Spring is here, and naturally, after our long harsh winter, we can’t wait to get outside and enjoy the outdoors. However, my patients who suffer from Chronic Fatigue Syndrome and fibromyalgia are not quite as happy because their symptoms prevent them from enjoying being active and outside.
When treating patients with both of these conditions, I am extremely vigilant in looking for an underlying infection, which may have brought on these illnesses. The diseases that are becoming the most prevalent and in some ways the most difficult to diagnose are tick borne diseases.
Tick Borne Diseases
Almost everyone has heard of Lyme disease. The Lyme epidemic seems to have exploded from a little known illness that was discovered in Lyme, Connecticut to a country-wide problem.
The big problem in the past decade was the hot debate over what symptoms caused Lyme disease. Rashes, arthritis and neurologic symptoms were well-documented in the scientific literature. However, the medical literature seemed to indicate that with appropriate treatment the symptoms would be resolved.
Other symptoms, such as fatigue and chronic generalized pain were not as widely accepted by the medical community or insurance companies that were contesting the concept of a Chronic Lyme disease state.
Insurance companies refused to pay for long courses of antibiotics to try and cure the disease. To further complicate matters, the laboratory tests to diagnose Lyme disease were not easy to interpret and there was a significant variation from one lab to another.
The Lyme Conundrum
The big medical question was to treat or not to treat? The medical world did not know whether they should treat Lyme disease.
Also, patients with chronic fatigue syndrome and fibromyalgia were usually told that if they didn’t show any evidence of a Lyme infection, they didn’t have the tick and had no hope of getting better with antibiotics. This may have been a big mistake!!
While Chronic Fatigue Syndrome and fibromyalgia are completely separate from Lyme disease, it does not mean a tick borne infection cannot cause any of these conditions.
My own frustration in diagnosing tick borne diseases was that I could not seem to find a lab that did consistently good testing. However, my luck and the luck of my patients has changed. I recently discovered the company Imugen, which specializes in Lyme and other tick borne infections.
Imugen has several types of laboratory testing that utilizes the latest advances in diagnostic testing for ticks – Polymerase Chain Reaction, or PCR. PCR tests DNA for the presence of the tick, not the antibody.
I know this seems very scientific, but the bottom line is that like in criminal investigations, nothing trumps DNA evidence. An antibody test can miss an infection or give a false positive test due to a cross-reaction, but DNA does not lie.

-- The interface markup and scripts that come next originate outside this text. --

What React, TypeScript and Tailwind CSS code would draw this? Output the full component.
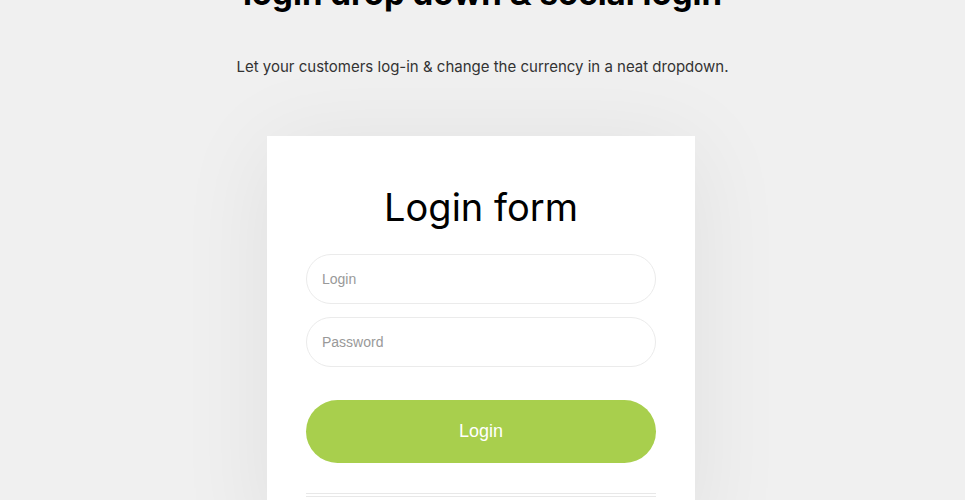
import React from "react";

export default function App() {
  return (
    <div className="min-h-screen w-full bg-[#f0f0f0] overflow-hidden flex flex-col items-center font-['Inter',sans-serif]">
      <h1 className="mt-[-27px] text-[33px] leading-[40px] font-bold text-black whitespace-nowrap">
        login drop down &amp; social login
      </h1>
      <p className="mt-[42px] text-[15px] leading-[24px] text-[#333]">
        Let your customers log-in &amp; change the currency in a neat dropdown.
      </p>
      <div className="mt-[57px] mr-[3px] w-[428px] bg-white shadow-[0_10px_90px_rgba(0,0,0,0.07)] px-[39px] pt-[48px] pb-[40px]">
        <h2 className="text-[38px] leading-[46px] text-black text-center font-normal">Login form</h2>
        <div className="mt-[24px] flex flex-col gap-[13px]">
          <input
            placeholder="Login"
            className="h-[50px] w-full rounded-full border border-[#ebebeb] px-[15px] text-[14px] font-['Liberation_Sans',sans-serif] text-[#333] placeholder:text-[#999] outline-none"
          />
          <input
            type="password"
            placeholder="Password"
            className="h-[50px] w-full rounded-full border border-[#ebebeb] px-[15px] text-[14px] font-['Liberation_Sans',sans-serif] text-[#333] placeholder:text-[#999] outline-none"
          />
        </div>
        <button className="mt-[33px] h-[63px] w-full rounded-full bg-[#a8cf4d] text-white text-[18px] font-['Liberation_Sans',sans-serif]">
          Login
        </button>
        <div className="mt-[30px] flex flex-col gap-[2px]">
          <div className="h-px bg-[#e8e8e8]" />
          <div className="h-px bg-[#e8e8e8]" />
        </div>
      </div>
    </div>
  );
}
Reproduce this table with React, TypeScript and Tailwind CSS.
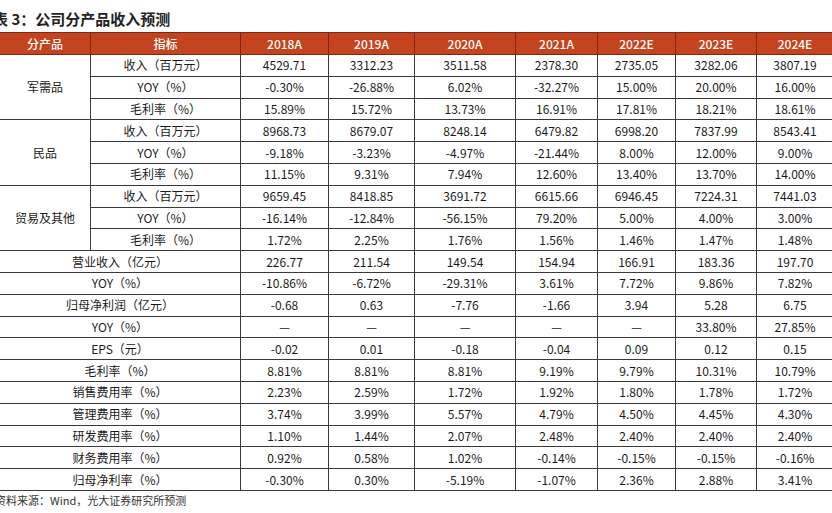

While talking to the head nurse epidemiologist in Suffolk county, Long Island she informed me that they frequently see many patients who are co-infected with multiple tick infections at the same time.
It Makes Sense…
If you go into the woods and get exposed to various ticks, some may carry the Lyme infection and others may carry not so famous infections such as Borrelia Miyamotoi, Babesia Microti, Anaplasmosis, Ehrlichiosis. These infections can cause even nastier illnesses than Lyme disease.
Realistically, until we find a more specific cause for Chronic Fatigue Syndrome and Fibromyalgia, I believe any patient has the right to be tested for all of these very important tick illnesses that happen more frequently than most of us realize!